- **Data**
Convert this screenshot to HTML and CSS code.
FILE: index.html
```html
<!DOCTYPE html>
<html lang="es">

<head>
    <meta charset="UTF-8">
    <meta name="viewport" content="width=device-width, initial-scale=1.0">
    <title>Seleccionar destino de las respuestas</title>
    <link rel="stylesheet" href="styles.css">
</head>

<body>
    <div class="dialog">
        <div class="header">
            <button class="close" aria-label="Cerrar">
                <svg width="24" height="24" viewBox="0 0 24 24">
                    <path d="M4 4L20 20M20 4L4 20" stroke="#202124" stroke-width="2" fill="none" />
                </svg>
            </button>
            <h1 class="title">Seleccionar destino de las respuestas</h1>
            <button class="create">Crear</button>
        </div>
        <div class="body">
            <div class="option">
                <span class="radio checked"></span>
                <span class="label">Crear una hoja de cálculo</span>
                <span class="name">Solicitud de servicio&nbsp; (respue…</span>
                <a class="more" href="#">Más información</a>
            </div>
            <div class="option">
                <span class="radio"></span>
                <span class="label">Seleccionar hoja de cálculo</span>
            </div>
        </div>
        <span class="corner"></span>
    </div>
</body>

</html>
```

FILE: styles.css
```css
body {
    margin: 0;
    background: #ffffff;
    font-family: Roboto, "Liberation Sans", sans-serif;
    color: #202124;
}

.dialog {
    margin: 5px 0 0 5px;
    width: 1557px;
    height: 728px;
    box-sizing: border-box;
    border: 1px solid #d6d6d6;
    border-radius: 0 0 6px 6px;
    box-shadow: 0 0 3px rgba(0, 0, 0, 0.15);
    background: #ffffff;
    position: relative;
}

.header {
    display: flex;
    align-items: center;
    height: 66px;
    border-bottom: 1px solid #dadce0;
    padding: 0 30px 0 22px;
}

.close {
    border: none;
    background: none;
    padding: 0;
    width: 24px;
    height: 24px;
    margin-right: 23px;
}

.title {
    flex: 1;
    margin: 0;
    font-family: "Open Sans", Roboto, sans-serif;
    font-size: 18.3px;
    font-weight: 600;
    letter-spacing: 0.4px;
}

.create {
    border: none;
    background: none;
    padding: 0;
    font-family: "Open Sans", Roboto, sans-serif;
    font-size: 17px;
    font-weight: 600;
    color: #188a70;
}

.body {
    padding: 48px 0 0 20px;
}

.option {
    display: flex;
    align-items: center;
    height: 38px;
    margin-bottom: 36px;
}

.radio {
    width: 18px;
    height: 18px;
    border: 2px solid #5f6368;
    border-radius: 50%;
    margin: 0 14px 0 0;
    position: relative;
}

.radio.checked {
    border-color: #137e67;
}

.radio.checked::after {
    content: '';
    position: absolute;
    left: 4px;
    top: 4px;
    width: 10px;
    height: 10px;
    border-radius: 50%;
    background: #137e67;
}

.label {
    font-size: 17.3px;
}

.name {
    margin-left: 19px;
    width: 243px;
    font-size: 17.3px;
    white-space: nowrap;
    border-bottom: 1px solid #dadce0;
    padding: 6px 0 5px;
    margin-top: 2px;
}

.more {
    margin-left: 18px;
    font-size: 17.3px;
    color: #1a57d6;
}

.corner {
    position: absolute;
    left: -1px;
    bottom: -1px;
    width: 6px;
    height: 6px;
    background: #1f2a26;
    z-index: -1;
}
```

- **Exercise directions**
Reproduce all the data word for word.

- **The solution**
Convert this screenshot to HTML and CSS code.
FILE: index.html
```html
<!DOCTYPE html>
<html lang="es">

<head>
    <meta charset="UTF-8">
    <meta name="viewport" content="width=device-width, initial-scale=1.0">
    <title>Seleccionar destino de las respuestas</title>
    <link rel="stylesheet" href="styles.css">
</head>

<body>
    <div class="dialog">
        <div class="header">
            <button class="close" aria-label="Cerrar">
                <svg width="24" height="24" viewBox="0 0 24 24">
                    <path d="M4 4L20 20M20 4L4 20" stroke="#202124" stroke-width="2" fill="none" />
                </svg>
            </button>
            <h1 class="title">Seleccionar destino de las respuestas</h1>
            <button class="create">Crear</button>
        </div>
        <div class="body">
            <div class="option">
                <span class="radio checked"></span>
                <span class="label">Crear una hoja de cálculo</span>
                <span class="name">Solicitud de servicio&nbsp; (respue…</span>
                <a class="more" href="#">Más información</a>
            </div>
            <div class="option">
                <span class="radio"></span>
                <span class="label">Seleccionar hoja de cálculo</span>
            </div>
        </div>
        <span class="corner"></span>
    </div>
</body>

</html>
```

FILE: styles.css
```css
body {
    margin: 0;
    background: #ffffff;
    font-family: Roboto, "Liberation Sans", sans-serif;
    color: #202124;
}

.dialog {
    margin: 5px 0 0 5px;
    width: 1557px;
    height: 728px;
    box-sizing: border-box;
    border: 1px solid #d6d6d6;
    border-radius: 0 0 6px 6px;
    box-shadow: 0 0 3px rgba(0, 0, 0, 0.15);
    background: #ffffff;
    position: relative;
}

.header {
    display: flex;
    align-items: center;
    height: 66px;
    border-bottom: 1px solid #dadce0;
    padding: 0 30px 0 22px;
}

.close {
    border: none;
    background: none;
    padding: 0;
    width: 24px;
    height: 24px;
    margin-right: 23px;
}

.title {
    flex: 1;
    margin: 0;
    font-family: "Open Sans", Roboto, sans-serif;
    font-size: 18.3px;
    font-weight: 600;
    letter-spacing: 0.4px;
}

.create {
    border: none;
    background: none;
    padding: 0;
    font-family: "Open Sans", Roboto, sans-serif;
    font-size: 17px;
    font-weight: 600;
    color: #188a70;
}

.body {
    padding: 48px 0 0 20px;
}

.option {
    display: flex;
    align-items: center;
    height: 38px;
    margin-bottom: 36px;
}

.radio {
    width: 18px;
    height: 18px;
    border: 2px solid #5f6368;
    border-radius: 50%;
    margin: 0 14px 0 0;
    position: relative;
}

.radio.checked {
    border-color: #137e67;
}

.radio.checked::after {
    content: '';
    position: absolute;
    left: 4px;
    top: 4px;
    width: 10px;
    height: 10px;
    border-radius: 50%;
    background: #137e67;
}

.label {
    font-size: 17.3px;
}

.name {
    margin-left: 19px;
    width: 243px;
    font-size: 17.3px;
    white-space: nowrap;
    border-bottom: 1px solid #dadce0;
    padding: 6px 0 5px;
    margin-top: 2px;
}

.more {
    margin-left: 18px;
    font-size: 17.3px;
    color: #1a57d6;
}

.corner {
    position: absolute;
    left: -1px;
    bottom: -1px;
    width: 6px;
    height: 6px;
    background: #1f2a26;
    z-index: -1;
}
```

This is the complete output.